|Project Framework||Horizon 2020 Marie Skłodowska-Curie Actions Individual Fellowship|
|Project title||ProsoDeep : Deep understanding and modelling of the hierarchical structure of Prosody|
|Supervisor||Gérard Bailly, GIPSA-lab, Grenoble Institute of Technology, Grenoble, France|
|Researcher||Brаnislаv Gеrаzоv, FEEIT, Ss Cyril and Methodius University in Skopje, Macedonia|
|Project partners||Yi Xu, University College London, London, United Kingdom|
|Philip Garner, Idiap Research Institute, Martigny, Switzerland|
The prime objective of the ProsoDeep project is to gain a deeper understanding of the language of prosody through the analysis of all the levels in the production hierarchy of prosody. In particular, it will exploit the benefits of the top-down and bottom-up approaches through their incorporation within a deep prosody model (DPM).
The DPM will facilitate the advancement of speech technologies that rely both on the synthesis of prosody, e.g. text-to-speech (TTS) systems, and its analysis, e.g. speech recognition and speech emotion recognition (SER). To reach this objective the project will draw on a variety of scientific fields, including signal processing, physiology of prosody production and biomechanics, linguistics, and machine learning, and will also be augmented with respiratory measurements.
Prosody is a multidimensional phenomenon comprising intonation, energy, and rhythm. It is the carrier of both linguistic information, e.g. sentence structure, focus and contrast, lexical stress; as well as paralinguistic information, e.g. gender, age, personality, and emotions. In recent years, prosodic research has considerably enlarged the spectrum of properties and functions. In contrast, prosodic models able to map signals to functions or vice-versa are rare: comprehensive models of rhythm and intonation have difficulties coping with this expanding dimensionality, and machine learning techniques still have difficulties with offering structuring principles.
The importance of prosody in TTS systems has been the driving force in the development of prosody models, with a special focus on intonation. Most of these models follow a bottom-up approach, i.e. from signals to functions. A number of intonation models following this approach also incorporate physiological constrains. Only a few models seek to model prosody taking a top-down function that starts with the linguistic functions themselves.

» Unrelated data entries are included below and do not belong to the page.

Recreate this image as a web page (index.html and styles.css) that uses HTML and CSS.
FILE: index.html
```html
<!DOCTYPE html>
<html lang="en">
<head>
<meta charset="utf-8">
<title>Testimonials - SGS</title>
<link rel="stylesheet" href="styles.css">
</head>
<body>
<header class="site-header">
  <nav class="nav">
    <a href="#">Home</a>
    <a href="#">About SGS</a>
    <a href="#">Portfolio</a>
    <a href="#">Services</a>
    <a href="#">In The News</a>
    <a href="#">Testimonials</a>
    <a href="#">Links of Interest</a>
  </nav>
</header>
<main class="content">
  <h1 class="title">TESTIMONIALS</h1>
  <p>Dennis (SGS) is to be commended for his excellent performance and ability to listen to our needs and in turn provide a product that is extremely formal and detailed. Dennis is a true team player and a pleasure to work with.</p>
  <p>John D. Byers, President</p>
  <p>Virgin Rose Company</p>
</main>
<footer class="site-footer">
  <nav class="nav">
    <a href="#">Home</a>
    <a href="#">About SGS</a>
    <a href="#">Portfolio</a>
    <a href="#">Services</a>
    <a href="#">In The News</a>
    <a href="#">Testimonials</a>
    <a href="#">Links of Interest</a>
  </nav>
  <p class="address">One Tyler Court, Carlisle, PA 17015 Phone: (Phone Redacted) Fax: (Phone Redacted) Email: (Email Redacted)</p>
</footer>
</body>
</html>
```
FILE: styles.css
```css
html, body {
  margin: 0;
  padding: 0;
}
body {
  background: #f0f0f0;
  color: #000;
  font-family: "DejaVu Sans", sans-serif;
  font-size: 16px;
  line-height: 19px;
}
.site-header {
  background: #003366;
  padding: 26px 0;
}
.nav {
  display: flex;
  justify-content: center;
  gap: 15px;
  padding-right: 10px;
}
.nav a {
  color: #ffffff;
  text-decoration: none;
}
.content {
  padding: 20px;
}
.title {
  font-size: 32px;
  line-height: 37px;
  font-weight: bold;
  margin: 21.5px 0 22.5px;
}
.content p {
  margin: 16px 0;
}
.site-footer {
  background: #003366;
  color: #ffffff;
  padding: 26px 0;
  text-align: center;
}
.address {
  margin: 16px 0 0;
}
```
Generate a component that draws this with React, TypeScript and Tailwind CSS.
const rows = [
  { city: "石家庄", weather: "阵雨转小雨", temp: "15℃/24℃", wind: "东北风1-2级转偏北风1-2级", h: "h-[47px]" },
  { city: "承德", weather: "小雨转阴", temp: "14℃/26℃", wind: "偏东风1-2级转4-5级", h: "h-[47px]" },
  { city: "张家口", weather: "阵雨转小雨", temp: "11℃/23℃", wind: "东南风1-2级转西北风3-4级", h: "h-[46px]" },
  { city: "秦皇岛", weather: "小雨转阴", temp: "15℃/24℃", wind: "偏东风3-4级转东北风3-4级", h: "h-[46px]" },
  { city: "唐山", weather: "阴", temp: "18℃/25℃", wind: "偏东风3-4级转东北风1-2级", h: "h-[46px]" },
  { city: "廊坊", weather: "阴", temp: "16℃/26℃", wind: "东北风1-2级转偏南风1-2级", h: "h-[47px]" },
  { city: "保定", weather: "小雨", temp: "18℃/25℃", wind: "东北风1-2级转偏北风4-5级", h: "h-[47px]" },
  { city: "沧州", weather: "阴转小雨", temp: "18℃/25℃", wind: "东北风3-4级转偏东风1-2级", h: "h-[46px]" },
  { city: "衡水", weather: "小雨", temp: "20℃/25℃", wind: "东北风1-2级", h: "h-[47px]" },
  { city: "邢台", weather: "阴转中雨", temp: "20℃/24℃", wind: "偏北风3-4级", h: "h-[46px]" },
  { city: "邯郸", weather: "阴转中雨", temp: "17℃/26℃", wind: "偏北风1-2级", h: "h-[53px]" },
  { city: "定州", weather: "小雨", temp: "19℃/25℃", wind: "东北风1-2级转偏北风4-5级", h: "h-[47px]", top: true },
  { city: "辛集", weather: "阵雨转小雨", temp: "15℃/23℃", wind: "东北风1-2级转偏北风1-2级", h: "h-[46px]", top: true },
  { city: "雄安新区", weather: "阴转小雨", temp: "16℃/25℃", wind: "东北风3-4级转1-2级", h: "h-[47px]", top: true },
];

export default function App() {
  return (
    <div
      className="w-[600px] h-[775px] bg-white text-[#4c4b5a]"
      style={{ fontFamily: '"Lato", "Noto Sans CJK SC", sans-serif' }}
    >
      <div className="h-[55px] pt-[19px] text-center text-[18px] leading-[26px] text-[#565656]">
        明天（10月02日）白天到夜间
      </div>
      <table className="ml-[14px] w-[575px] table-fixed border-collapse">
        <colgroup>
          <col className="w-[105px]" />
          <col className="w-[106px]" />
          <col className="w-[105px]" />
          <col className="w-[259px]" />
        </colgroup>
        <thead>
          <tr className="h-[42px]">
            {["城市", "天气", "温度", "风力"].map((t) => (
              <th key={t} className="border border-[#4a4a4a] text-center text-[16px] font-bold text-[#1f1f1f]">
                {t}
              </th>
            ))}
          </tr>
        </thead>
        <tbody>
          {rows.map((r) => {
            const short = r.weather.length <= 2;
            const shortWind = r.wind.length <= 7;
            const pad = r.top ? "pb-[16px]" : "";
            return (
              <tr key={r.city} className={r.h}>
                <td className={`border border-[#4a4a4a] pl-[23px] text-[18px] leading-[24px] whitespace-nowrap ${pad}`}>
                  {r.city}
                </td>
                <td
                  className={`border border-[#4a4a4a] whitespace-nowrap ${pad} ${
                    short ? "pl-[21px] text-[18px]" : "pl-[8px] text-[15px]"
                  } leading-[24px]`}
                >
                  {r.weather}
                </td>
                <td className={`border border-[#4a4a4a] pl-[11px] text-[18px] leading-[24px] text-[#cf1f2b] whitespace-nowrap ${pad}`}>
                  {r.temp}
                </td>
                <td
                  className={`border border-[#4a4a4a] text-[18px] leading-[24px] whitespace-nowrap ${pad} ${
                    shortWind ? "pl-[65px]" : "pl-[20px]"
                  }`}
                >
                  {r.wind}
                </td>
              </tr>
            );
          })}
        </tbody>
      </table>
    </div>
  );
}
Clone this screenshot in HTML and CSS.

The Superposition of Functional Contours (SFC) model is a top-down approach based on the decomposition of prosodic contours into functionally relevant elementary contours [sfc]. It proposes a generative mechanism for encoding socio-communicative functions, such as syntactic structure and attitudes, through the use of prosody. The SFC has been successfully used to model different linguistic levels, including: attitudes, dependency relations of word groups, word focus, tones in Mandarin, etc. It has been used for a number of languages including: French, Galician, German and Chinese. Recently, the SFC model has been extended into the visual prosody domain through modelling facial expressions and head and gaze motion [sfc-av]. An example decomposition of an intonation contour into its functional prototypes is shown in Fig. 1.
SFC tries to solve the many-to-many ill-posed problem of determining the shape of the function specific contours. A major limitation of the SFC is that it only extracts the average contour for each function prototype.
One representative bottom-up model with physiological constraints is the Generalized Command Response (GCR) model [gcr] that decomposes the intonation contour using \(f_0\) atoms that correspond to elementary muscle activations, as shown in Fig. 2. The parameters of the GCR model can be trained completely automatically using a matching pursuit algorithm with the perceptually relevant weighted correlation as a cost function. As it is based on the physiology of intonation production, the model is inherently speaker and language independent. This is experimentally confirmed for English, French and German. The GCR atoms were also shown to have linguistic significance when compared to ToBI events, and can be used to help extract and synthesise emphasis.
The implementation of the GCR parameter extraction algorithm called Weighted Correlation based Atom Decomposition (WCAD) is free software and is available on GitHub at: https://github.com/dipteam/wcad
The main problem with the bottom-up approach is that it is difficult to establish the linguistic significance of the extracted model parameters.
The DPM will seek to merge the strengths of these two opposing paradigms. Specifically, we will expand further on the methodology developed in the SFC while incorporating GCR’s physiological constraints.